### WHAT YOU SHOULD DO
All the data must come back unchanged, except that pictures are left out.

⁂

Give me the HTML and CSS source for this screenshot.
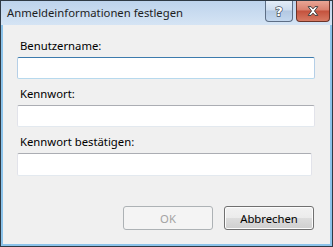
FILE: index.html
```html
<!DOCTYPE html>
<html lang="de">
<head>
    <meta charset="UTF-8">
    <title>Anmeldeinformationen festlegen</title>
    <link rel="stylesheet" href="styles.css">
</head>
<body>
    <div class="window">
        <div class="titlebar">
            <span class="title">Anmeldeinformationen festlegen</span>
            <div class="caption-btns">
                <button class="cap-btn help" title="Hilfe">
                    <svg width="28" height="20" viewBox="0 0 28 20">
                        <text x="14" y="15" text-anchor="middle" class="help-glyph">?</text>
                    </svg>
                </button>
                <button class="cap-btn close" title="Schließen">
                    <svg width="33" height="20" viewBox="0 0 33 20">
                        <path d="M11.5 5.5 h3 l2 2.3 l2 -2.3 h3 l-3.5 4.5 l3.5 4.5 h-3 l-2 -2.3 l-2 2.3 h-3 l3.5 -4.5 z" fill="#fff" stroke="#3b3b3b" stroke-width="1" stroke-linejoin="round"/>
                    </svg>
                </button>
            </div>
        </div>

        <div class="client">
            <div class="fields">
                <label class="field-label" for="user">Benutzername:</label>
                <input class="textbox hover" id="user" type="text">

                <label class="field-label" for="pw">Kennwort:</label>
                <input class="textbox" id="pw" type="password">

                <label class="field-label" for="pw2">Kennwort bestätigen:</label>
                <input class="textbox narrow" id="pw2" type="password">
            </div>

            <div class="actions">
                <button class="btn" disabled>OK</button>
                <button class="btn">Abbrechen</button>
            </div>
        </div>
    </div>
</body>
</html>
```

FILE: styles.css
```css
body {
    margin: 0;
    font-family: "Noto Sans", "Open Sans", sans-serif;
    font-size: 11.3px;
    background: #fff;
}

.window {
    width: 333px;
    height: 247px;
    box-sizing: border-box;
    border: 1px solid #2f3a45;
    background: #8cc3ea;
    padding: 0 2px 2px 2px;
    display: flex;
    flex-direction: column;
}

.titlebar {
    height: 24px;
    margin: 0 -2px;
    padding: 0 2px 0 6px;
    background: linear-gradient(#bdd3ec, #d5e4f4);
    display: flex;
    align-items: flex-start;
    justify-content: space-between;
}

.title {
    color: #1e1e1e;
    line-height: 24px;
}

.caption-btns {
    display: flex;
    gap: 3px;
}

.cap-btn {
    height: 21px;
    padding: 0;
    margin: 0;
    border: 1px solid #5d6e85;
    border-top: none;
    border-radius: 0 0 4px 4px;
    display: flex;
    align-items: center;
    justify-content: center;
}

.cap-btn svg {
    display: block;
}

.help {
    width: 28px;
    background: linear-gradient(#e3ecf7 0%, #cddcee 45%, #b3c8e2 50%, #c3d7ee 100%);
}

.close {
    width: 34px;
    border-color: #6b3328;
    background: linear-gradient(#e8a595 0%, #d9806e 45%, #c4523d 50%, #d77a63 100%);
}

.help-glyph {
    font-family: "DejaVu Sans", sans-serif;
    font-weight: bold;
    font-size: 14px;
    fill: #fff;
    stroke: #3e4a5a;
    stroke-width: 1.4;
    paint-order: stroke;
}

.client {
    flex: 1;
    background: #f0f0f0;
    display: flex;
    flex-direction: column;
    justify-content: space-between;
    padding: 13px 15px 14px 14px;
}

.fields {
    display: flex;
    flex-direction: column;
}

.field-label {
    color: #000;
    line-height: 16px;
    margin-left: 3px;
    margin-bottom: 3px;
}

.textbox {
    height: 22px;
    box-sizing: border-box;
    margin: 0 0 7px 0;
    border: 1px solid #e2e3ea;
    border-top-color: #abadb3;
    border-bottom-color: #e3e9ef;
    background: #fff;
    border-radius: 2px;
    outline: none;
}

.textbox.hover {
    border-color: #b5cfe7;
    border-top-color: #3d7bad;
    border-bottom-color: #b7d9ed;
}

.textbox.narrow {
    height: 23px;
    margin-right: 3px;
}

.actions {
    display: flex;
    justify-content: flex-end;
    gap: 11px;
    padding-right: 1px;
}

.btn {
    width: 90px;
    height: 24px;
    font-family: inherit;
    font-size: 11.3px;
    color: #000;
    border: 1px solid #707070;
    border-radius: 3px;
    box-shadow: inset 0 0 0 1px #fcfcfc;
    background: linear-gradient(#f2f2f2 0%, #ebebeb 50%, #dddddd 50%, #cfcfcf 100%);
}

.btn:disabled {
    color: #a3a3a3;
    border-color: #adb2b5;
    box-shadow: none;
    background: #f4f4f4;
}
```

⁂

### THE RESPONSE
Give me the HTML and CSS source for this screenshot.
FILE: index.html
```html
<!DOCTYPE html>
<html lang="de">
<head>
    <meta charset="UTF-8">
    <title>Anmeldeinformationen festlegen</title>
    <link rel="stylesheet" href="styles.css">
</head>
<body>
    <div class="window">
        <div class="titlebar">
            <span class="title">Anmeldeinformationen festlegen</span>
            <div class="caption-btns">
                <button class="cap-btn help" title="Hilfe">
                    <svg width="28" height="20" viewBox="0 0 28 20">
                        <text x="14" y="15" text-anchor="middle" class="help-glyph">?</text>
                    </svg>
                </button>
                <button class="cap-btn close" title="Schließen">
                    <svg width="33" height="20" viewBox="0 0 33 20">
                        <path d="M11.5 5.5 h3 l2 2.3 l2 -2.3 h3 l-3.5 4.5 l3.5 4.5 h-3 l-2 -2.3 l-2 2.3 h-3 l3.5 -4.5 z" fill="#fff" stroke="#3b3b3b" stroke-width="1" stroke-linejoin="round"/>
                    </svg>
                </button>
            </div>
        </div>

        <div class="client">
            <div class="fields">
                <label class="field-label" for="user">Benutzername:</label>
                <input class="textbox hover" id="user" type="text">

                <label class="field-label" for="pw">Kennwort:</label>
                <input class="textbox" id="pw" type="password">

                <label class="field-label" for="pw2">Kennwort bestätigen:</label>
                <input class="textbox narrow" id="pw2" type="password">
            </div>

            <div class="actions">
                <button class="btn" disabled>OK</button>
                <button class="btn">Abbrechen</button>
            </div>
        </div>
    </div>
</body>
</html>
```

FILE: styles.css
```css
body {
    margin: 0;
    font-family: "Noto Sans", "Open Sans", sans-serif;
    font-size: 11.3px;
    background: #fff;
}

.window {
    width: 333px;
    height: 247px;
    box-sizing: border-box;
    border: 1px solid #2f3a45;
    background: #8cc3ea;
    padding: 0 2px 2px 2px;
    display: flex;
    flex-direction: column;
}

.titlebar {
    height: 24px;
    margin: 0 -2px;
    padding: 0 2px 0 6px;
    background: linear-gradient(#bdd3ec, #d5e4f4);
    display: flex;
    align-items: flex-start;
    justify-content: space-between;
}

.title {
    color: #1e1e1e;
    line-height: 24px;
}

.caption-btns {
    display: flex;
    gap: 3px;
}

.cap-btn {
    height: 21px;
    padding: 0;
    margin: 0;
    border: 1px solid #5d6e85;
    border-top: none;
    border-radius: 0 0 4px 4px;
    display: flex;
    align-items: center;
    justify-content: center;
}

.cap-btn svg {
    display: block;
}

.help {
    width: 28px;
    background: linear-gradient(#e3ecf7 0%, #cddcee 45%, #b3c8e2 50%, #c3d7ee 100%);
}

.close {
    width: 34px;
    border-color: #6b3328;
    background: linear-gradient(#e8a595 0%, #d9806e 45%, #c4523d 50%, #d77a63 100%);
}

.help-glyph {
    font-family: "DejaVu Sans", sans-serif;
    font-weight: bold;
    font-size: 14px;
    fill: #fff;
    stroke: #3e4a5a;
    stroke-width: 1.4;
    paint-order: stroke;
}

.client {
    flex: 1;
    background: #f0f0f0;
    display: flex;
    flex-direction: column;
    justify-content: space-between;
    padding: 13px 15px 14px 14px;
}

.fields {
    display: flex;
    flex-direction: column;
}

.field-label {
    color: #000;
    line-height: 16px;
    margin-left: 3px;
    margin-bottom: 3px;
}

.textbox {
    height: 22px;
    box-sizing: border-box;
    margin: 0 0 7px 0;
    border: 1px solid #e2e3ea;
    border-top-color: #abadb3;
    border-bottom-color: #e3e9ef;
    background: #fff;
    border-radius: 2px;
    outline: none;
}

.textbox.hover {
    border-color: #b5cfe7;
    border-top-color: #3d7bad;
    border-bottom-color: #b7d9ed;
}

.textbox.narrow {
    height: 23px;
    margin-right: 3px;
}

.actions {
    display: flex;
    justify-content: flex-end;
    gap: 11px;
    padding-right: 1px;
}

.btn {
    width: 90px;
    height: 24px;
    font-family: inherit;
    font-size: 11.3px;
    color: #000;
    border: 1px solid #707070;
    border-radius: 3px;
    box-shadow: inset 0 0 0 1px #fcfcfc;
    background: linear-gradient(#f2f2f2 0%, #ebebeb 50%, #dddddd 50%, #cfcfcf 100%);
}

.btn:disabled {
    color: #a3a3a3;
    border-color: #adb2b5;
    box-shadow: none;
    background: #f4f4f4;
}
```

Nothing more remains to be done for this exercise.